**DATASET:**
::::::::::
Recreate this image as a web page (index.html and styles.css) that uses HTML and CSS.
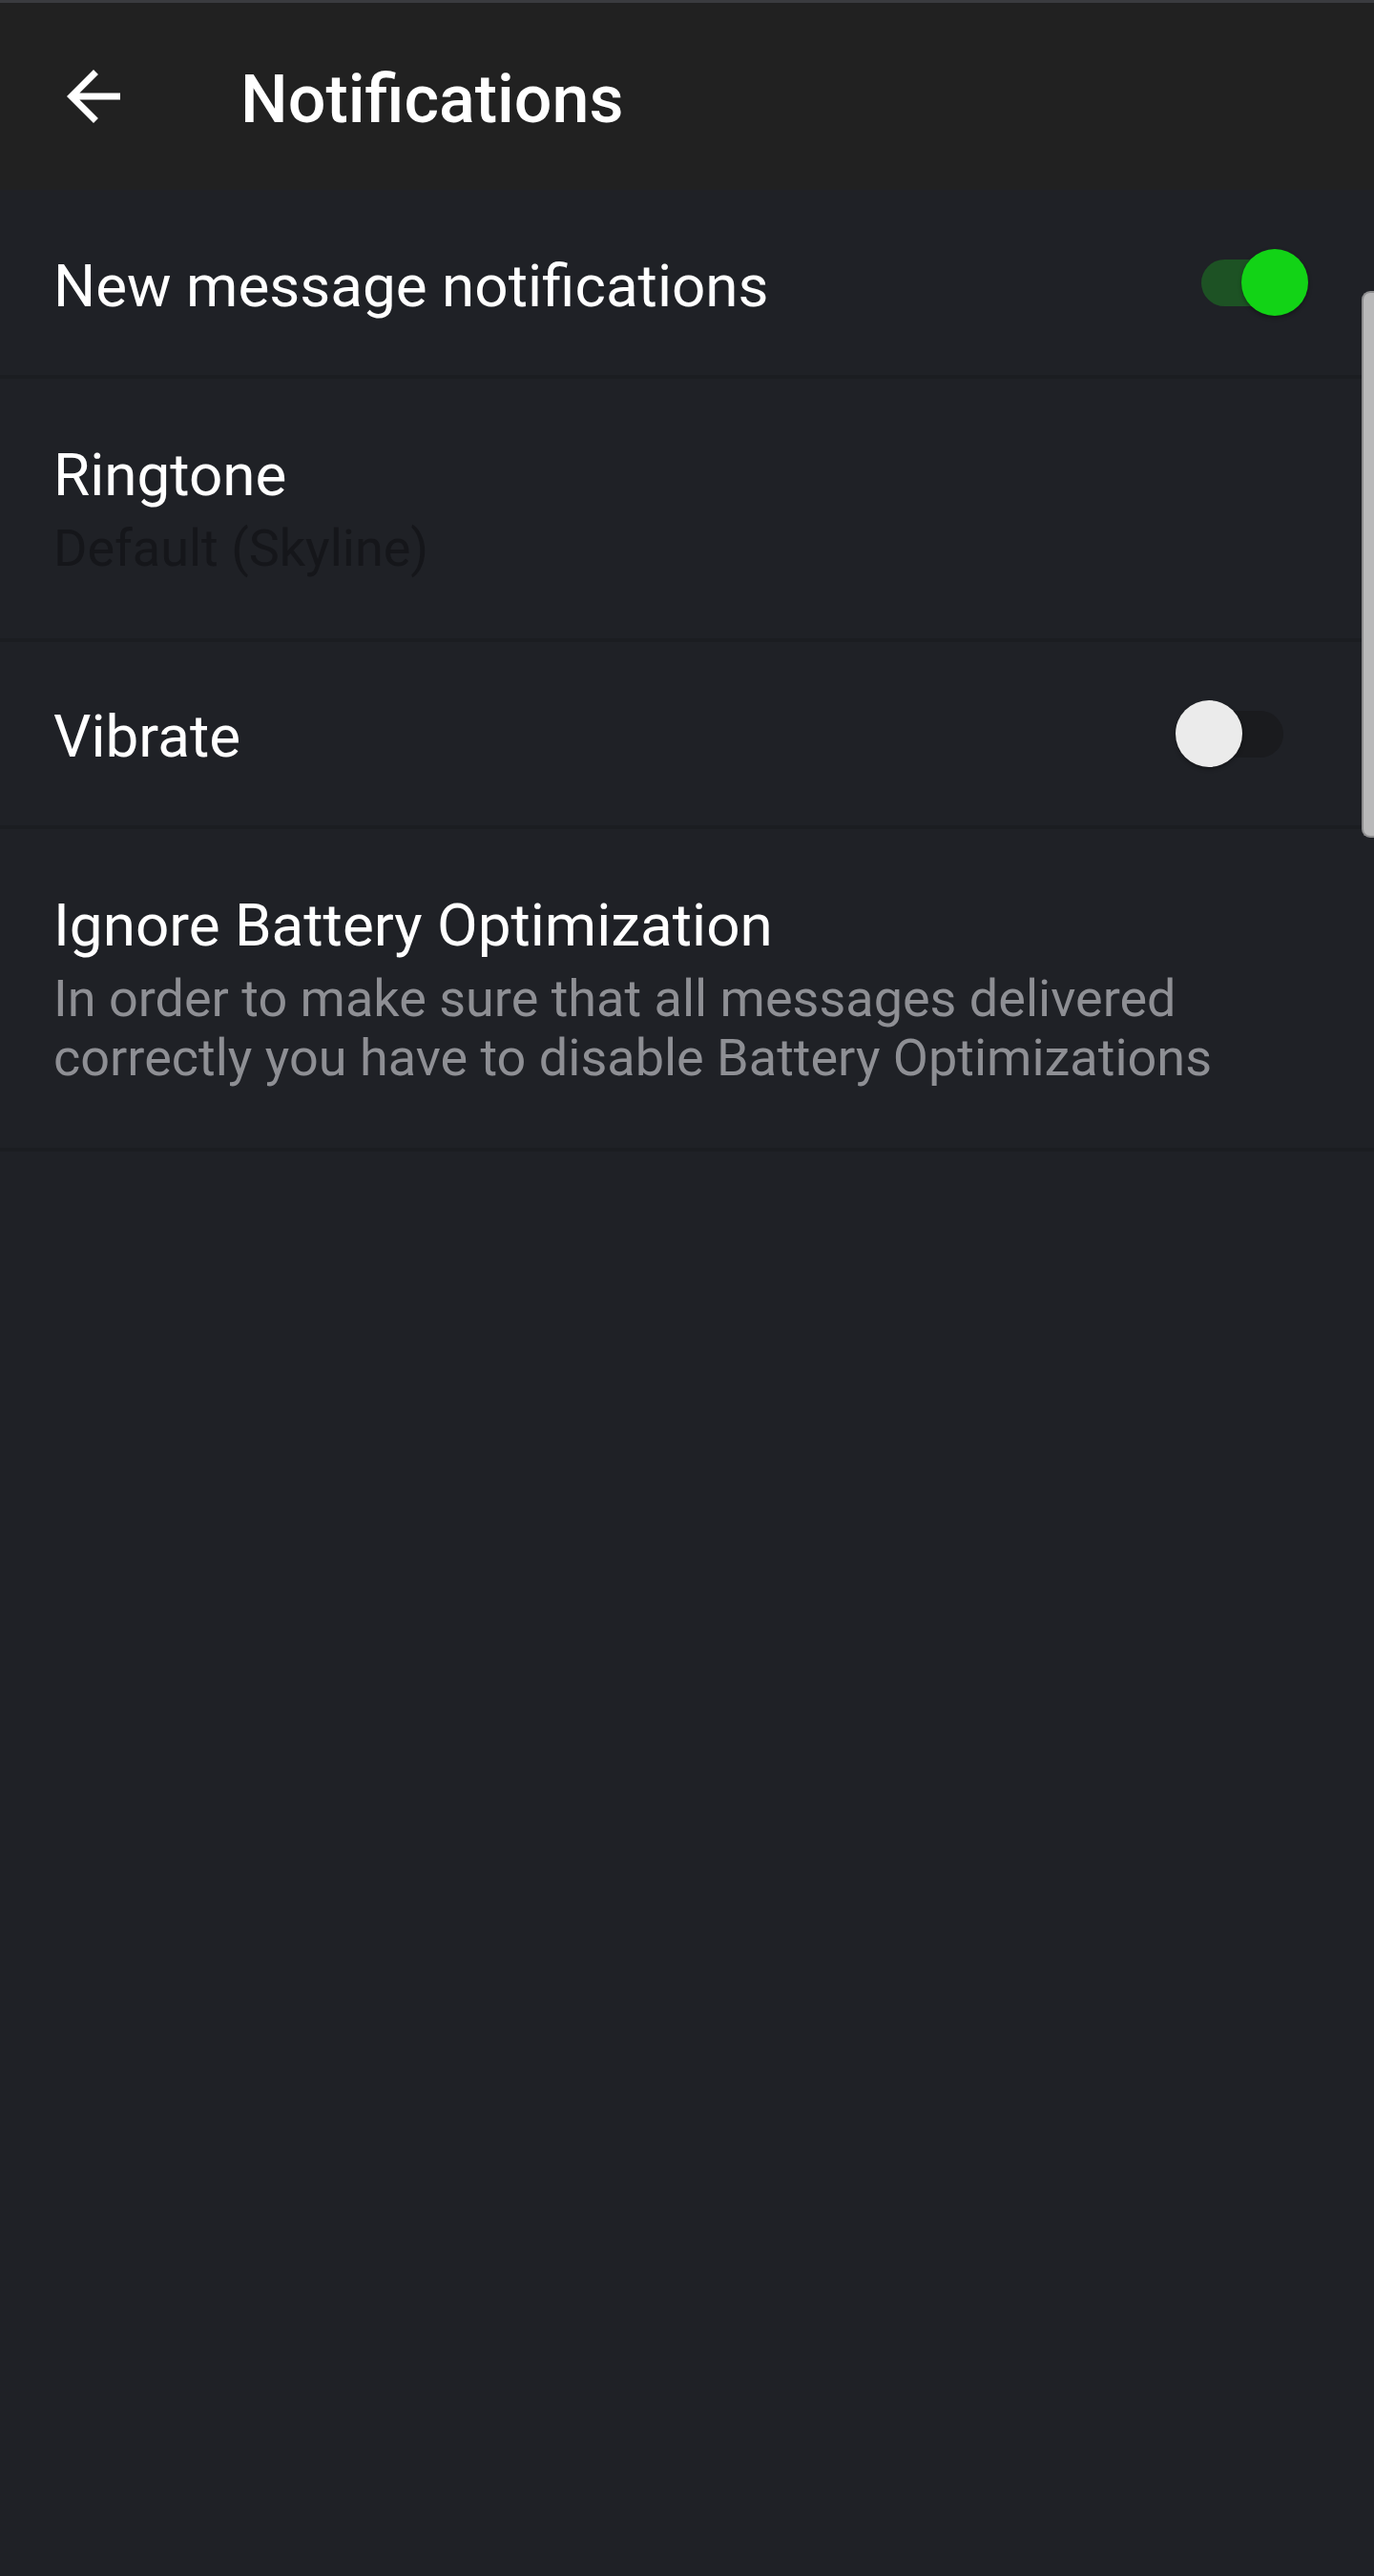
::::::::::
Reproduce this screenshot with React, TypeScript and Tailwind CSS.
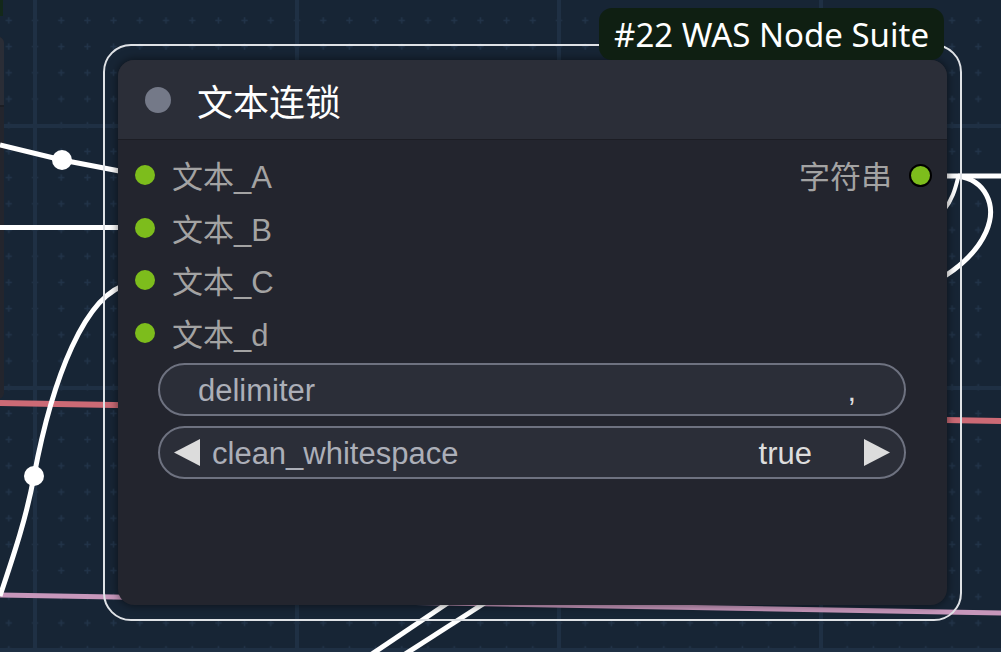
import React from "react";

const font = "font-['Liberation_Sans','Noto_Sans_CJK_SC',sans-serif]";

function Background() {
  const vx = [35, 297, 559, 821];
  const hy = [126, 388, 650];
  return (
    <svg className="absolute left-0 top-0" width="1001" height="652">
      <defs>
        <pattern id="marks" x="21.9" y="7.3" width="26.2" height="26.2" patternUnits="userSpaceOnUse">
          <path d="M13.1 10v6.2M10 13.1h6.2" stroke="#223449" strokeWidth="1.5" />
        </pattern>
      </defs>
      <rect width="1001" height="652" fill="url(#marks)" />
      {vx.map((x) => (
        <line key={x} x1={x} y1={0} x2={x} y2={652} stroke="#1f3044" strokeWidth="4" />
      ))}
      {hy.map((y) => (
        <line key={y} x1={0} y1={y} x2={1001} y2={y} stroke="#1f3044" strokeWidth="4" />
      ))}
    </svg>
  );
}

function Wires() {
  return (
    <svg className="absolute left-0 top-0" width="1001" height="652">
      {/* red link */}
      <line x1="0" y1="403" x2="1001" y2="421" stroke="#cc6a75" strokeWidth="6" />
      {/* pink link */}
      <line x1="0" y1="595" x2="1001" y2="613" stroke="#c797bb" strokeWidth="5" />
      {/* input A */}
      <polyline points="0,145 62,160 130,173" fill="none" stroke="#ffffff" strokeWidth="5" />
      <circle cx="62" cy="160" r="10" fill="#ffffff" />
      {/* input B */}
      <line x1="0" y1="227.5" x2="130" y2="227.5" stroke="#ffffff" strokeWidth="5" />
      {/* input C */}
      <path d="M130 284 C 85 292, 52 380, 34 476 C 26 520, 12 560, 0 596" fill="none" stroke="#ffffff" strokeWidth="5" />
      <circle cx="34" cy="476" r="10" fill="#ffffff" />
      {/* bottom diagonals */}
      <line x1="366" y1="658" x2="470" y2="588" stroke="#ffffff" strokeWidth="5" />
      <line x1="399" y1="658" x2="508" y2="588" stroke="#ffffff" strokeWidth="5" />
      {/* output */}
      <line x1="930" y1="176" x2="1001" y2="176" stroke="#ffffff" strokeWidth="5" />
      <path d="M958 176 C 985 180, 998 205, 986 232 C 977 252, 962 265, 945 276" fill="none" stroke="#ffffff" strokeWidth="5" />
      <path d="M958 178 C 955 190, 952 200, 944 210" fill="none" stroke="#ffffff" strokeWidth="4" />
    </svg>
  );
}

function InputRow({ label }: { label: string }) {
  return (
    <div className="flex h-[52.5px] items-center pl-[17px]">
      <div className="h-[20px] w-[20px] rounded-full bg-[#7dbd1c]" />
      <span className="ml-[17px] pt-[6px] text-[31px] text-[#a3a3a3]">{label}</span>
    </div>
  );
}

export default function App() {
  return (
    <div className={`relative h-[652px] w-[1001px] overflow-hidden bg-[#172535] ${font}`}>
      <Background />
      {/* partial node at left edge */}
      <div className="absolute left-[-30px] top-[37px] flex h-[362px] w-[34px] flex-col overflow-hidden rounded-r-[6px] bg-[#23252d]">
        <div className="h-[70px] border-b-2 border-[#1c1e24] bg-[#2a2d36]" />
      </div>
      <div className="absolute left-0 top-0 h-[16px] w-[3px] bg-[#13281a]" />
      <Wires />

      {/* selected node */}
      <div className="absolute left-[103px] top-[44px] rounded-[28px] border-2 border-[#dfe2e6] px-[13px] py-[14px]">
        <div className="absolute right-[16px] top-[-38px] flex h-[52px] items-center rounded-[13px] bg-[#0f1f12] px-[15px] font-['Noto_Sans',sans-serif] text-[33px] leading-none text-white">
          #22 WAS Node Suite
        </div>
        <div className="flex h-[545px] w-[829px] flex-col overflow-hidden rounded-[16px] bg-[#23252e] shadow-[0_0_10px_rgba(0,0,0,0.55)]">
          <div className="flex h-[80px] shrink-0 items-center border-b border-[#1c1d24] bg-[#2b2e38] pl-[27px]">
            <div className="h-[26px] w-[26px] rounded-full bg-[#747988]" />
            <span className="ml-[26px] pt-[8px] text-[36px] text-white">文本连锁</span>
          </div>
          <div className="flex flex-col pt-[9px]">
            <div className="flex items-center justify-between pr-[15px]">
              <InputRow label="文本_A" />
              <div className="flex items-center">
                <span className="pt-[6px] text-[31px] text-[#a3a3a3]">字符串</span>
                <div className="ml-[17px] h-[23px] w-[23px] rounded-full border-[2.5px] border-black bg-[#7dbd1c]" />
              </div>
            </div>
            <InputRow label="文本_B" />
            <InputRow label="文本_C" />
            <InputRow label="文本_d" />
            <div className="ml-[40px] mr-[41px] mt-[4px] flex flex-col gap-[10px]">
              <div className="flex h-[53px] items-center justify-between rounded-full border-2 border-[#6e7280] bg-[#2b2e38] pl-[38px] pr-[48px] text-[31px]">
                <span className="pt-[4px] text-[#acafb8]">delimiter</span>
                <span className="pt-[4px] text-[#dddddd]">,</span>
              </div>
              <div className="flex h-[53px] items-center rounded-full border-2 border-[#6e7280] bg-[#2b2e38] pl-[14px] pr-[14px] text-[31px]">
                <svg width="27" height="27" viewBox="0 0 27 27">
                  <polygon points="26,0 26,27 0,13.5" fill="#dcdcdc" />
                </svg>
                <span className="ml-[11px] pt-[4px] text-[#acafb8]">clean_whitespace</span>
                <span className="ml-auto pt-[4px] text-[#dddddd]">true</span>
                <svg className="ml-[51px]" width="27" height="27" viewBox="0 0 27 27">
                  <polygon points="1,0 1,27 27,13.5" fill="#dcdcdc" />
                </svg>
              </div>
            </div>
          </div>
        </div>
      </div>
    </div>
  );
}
::::::::::
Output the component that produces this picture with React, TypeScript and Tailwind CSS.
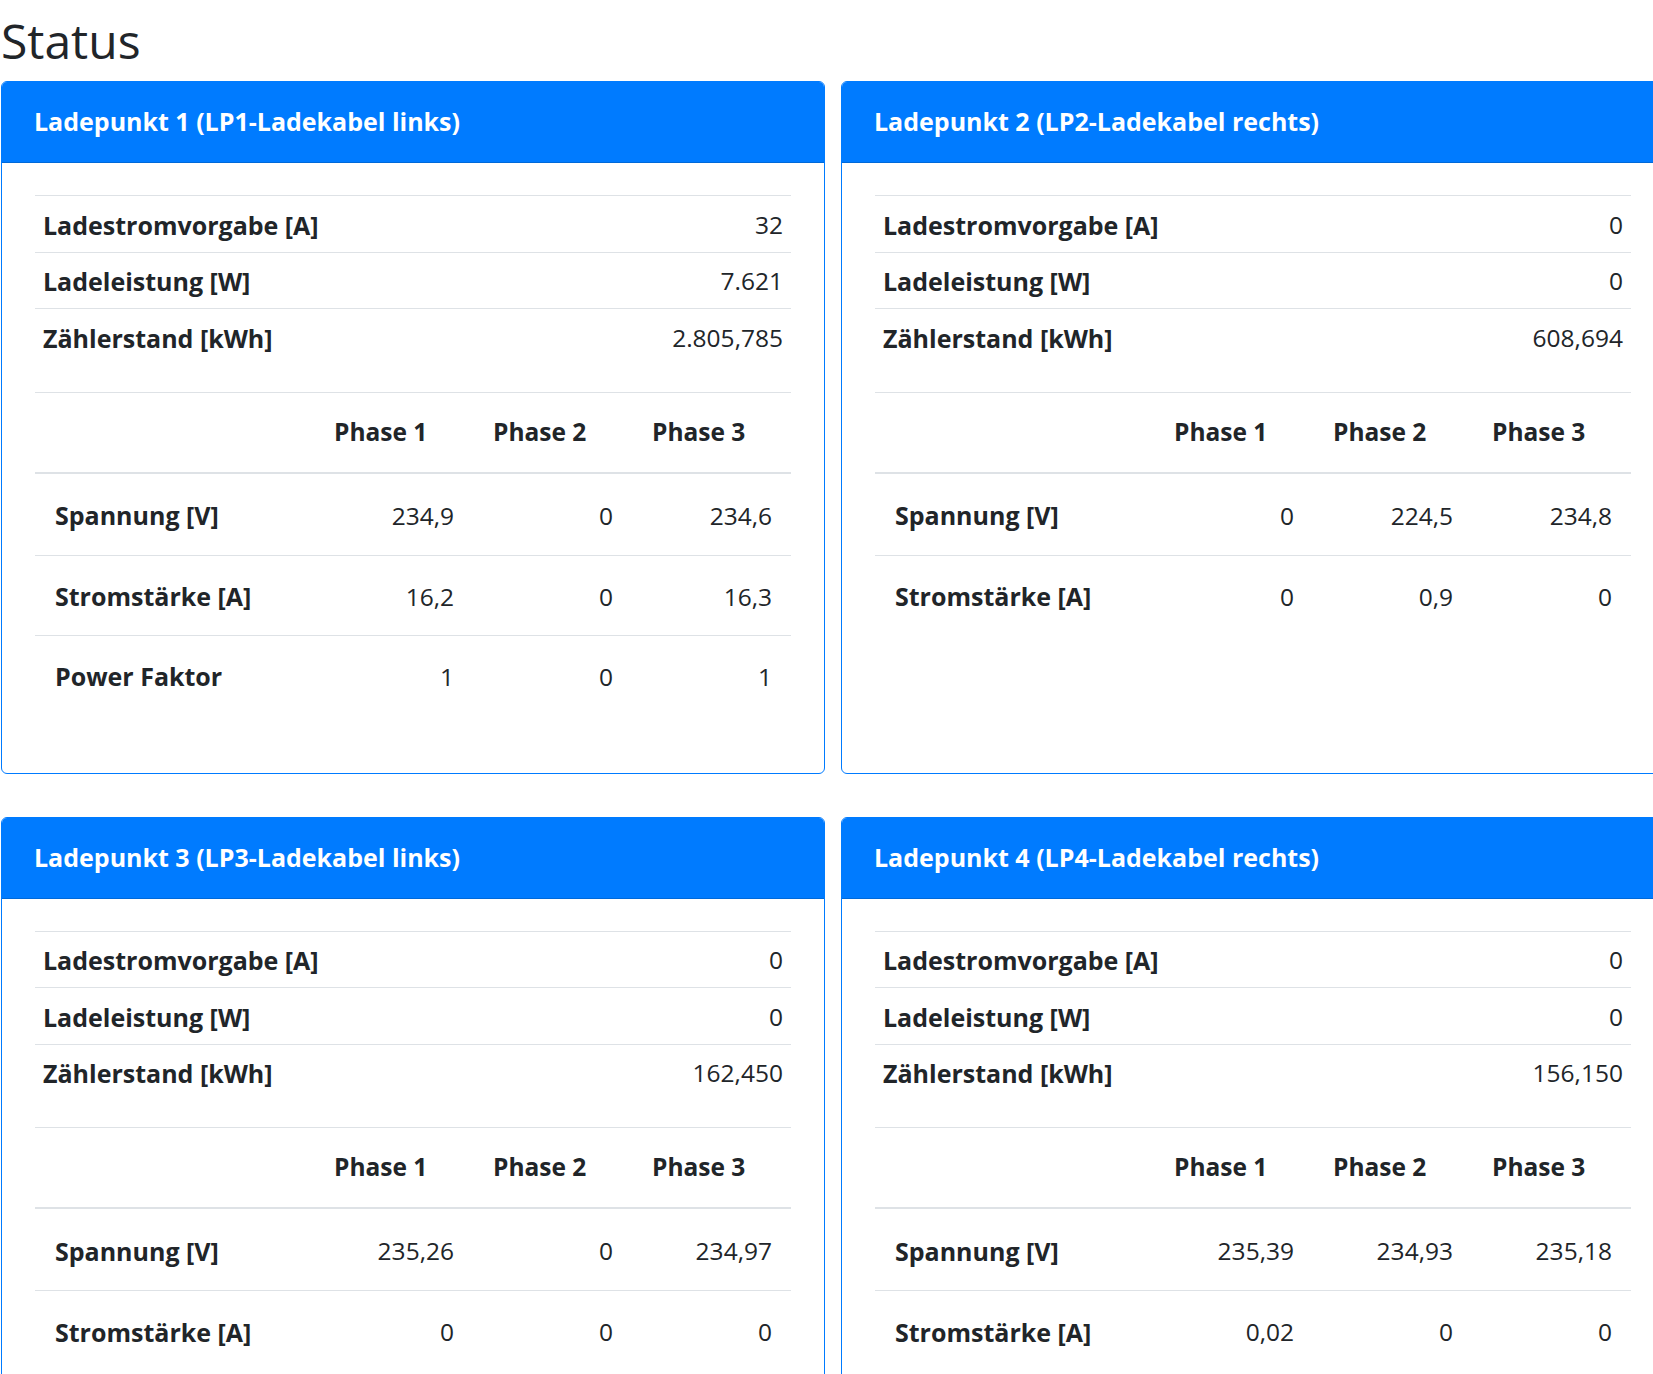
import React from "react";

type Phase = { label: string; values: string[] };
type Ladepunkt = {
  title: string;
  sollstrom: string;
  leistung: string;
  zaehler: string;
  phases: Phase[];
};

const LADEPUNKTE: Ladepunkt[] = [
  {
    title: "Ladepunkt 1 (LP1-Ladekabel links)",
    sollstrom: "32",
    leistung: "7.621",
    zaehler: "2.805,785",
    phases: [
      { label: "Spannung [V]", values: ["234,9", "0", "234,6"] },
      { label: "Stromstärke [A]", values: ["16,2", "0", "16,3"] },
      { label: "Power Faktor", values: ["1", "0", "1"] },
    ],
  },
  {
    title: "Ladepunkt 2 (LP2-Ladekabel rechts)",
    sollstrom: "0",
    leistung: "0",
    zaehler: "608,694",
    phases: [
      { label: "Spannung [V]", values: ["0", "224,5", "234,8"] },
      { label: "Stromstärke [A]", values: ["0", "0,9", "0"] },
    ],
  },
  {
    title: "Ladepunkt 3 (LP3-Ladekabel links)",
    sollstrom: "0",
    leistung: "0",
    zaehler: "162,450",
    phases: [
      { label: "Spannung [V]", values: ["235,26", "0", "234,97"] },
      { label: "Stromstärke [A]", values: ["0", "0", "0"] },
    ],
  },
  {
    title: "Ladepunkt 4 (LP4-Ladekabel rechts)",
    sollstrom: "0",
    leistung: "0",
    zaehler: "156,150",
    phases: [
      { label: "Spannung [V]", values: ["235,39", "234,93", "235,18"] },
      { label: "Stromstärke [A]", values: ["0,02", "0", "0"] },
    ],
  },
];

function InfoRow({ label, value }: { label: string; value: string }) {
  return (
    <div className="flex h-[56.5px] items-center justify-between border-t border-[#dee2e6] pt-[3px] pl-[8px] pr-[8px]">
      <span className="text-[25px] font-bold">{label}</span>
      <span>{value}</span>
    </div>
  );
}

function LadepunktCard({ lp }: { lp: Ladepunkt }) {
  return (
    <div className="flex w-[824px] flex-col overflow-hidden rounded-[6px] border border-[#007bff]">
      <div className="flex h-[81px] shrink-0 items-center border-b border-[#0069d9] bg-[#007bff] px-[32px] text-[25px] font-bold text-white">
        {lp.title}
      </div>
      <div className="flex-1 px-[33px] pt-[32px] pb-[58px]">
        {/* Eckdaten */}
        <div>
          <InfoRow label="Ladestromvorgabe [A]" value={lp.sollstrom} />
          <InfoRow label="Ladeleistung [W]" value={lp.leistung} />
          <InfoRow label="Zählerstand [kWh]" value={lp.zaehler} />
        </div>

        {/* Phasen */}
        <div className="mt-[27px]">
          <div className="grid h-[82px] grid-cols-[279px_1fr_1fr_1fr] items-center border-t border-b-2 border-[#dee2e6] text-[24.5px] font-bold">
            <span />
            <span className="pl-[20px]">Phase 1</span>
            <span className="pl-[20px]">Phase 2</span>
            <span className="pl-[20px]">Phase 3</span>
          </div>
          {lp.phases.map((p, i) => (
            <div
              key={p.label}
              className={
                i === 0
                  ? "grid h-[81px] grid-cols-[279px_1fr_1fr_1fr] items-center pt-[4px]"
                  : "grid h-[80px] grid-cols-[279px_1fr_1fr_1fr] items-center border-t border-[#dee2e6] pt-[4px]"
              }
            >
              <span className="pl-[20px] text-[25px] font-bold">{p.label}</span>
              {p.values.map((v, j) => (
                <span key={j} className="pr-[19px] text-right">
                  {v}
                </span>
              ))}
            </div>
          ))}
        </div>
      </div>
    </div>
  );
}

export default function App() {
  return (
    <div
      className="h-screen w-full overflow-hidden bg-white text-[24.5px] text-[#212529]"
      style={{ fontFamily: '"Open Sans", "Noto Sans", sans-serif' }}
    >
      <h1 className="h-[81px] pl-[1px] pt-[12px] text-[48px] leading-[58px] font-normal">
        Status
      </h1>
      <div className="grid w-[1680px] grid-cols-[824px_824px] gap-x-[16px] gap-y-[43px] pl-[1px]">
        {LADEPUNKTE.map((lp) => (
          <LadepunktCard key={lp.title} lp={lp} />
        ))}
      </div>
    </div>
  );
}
::::::::::
Count every line bearing the word "React"; report the total only.

4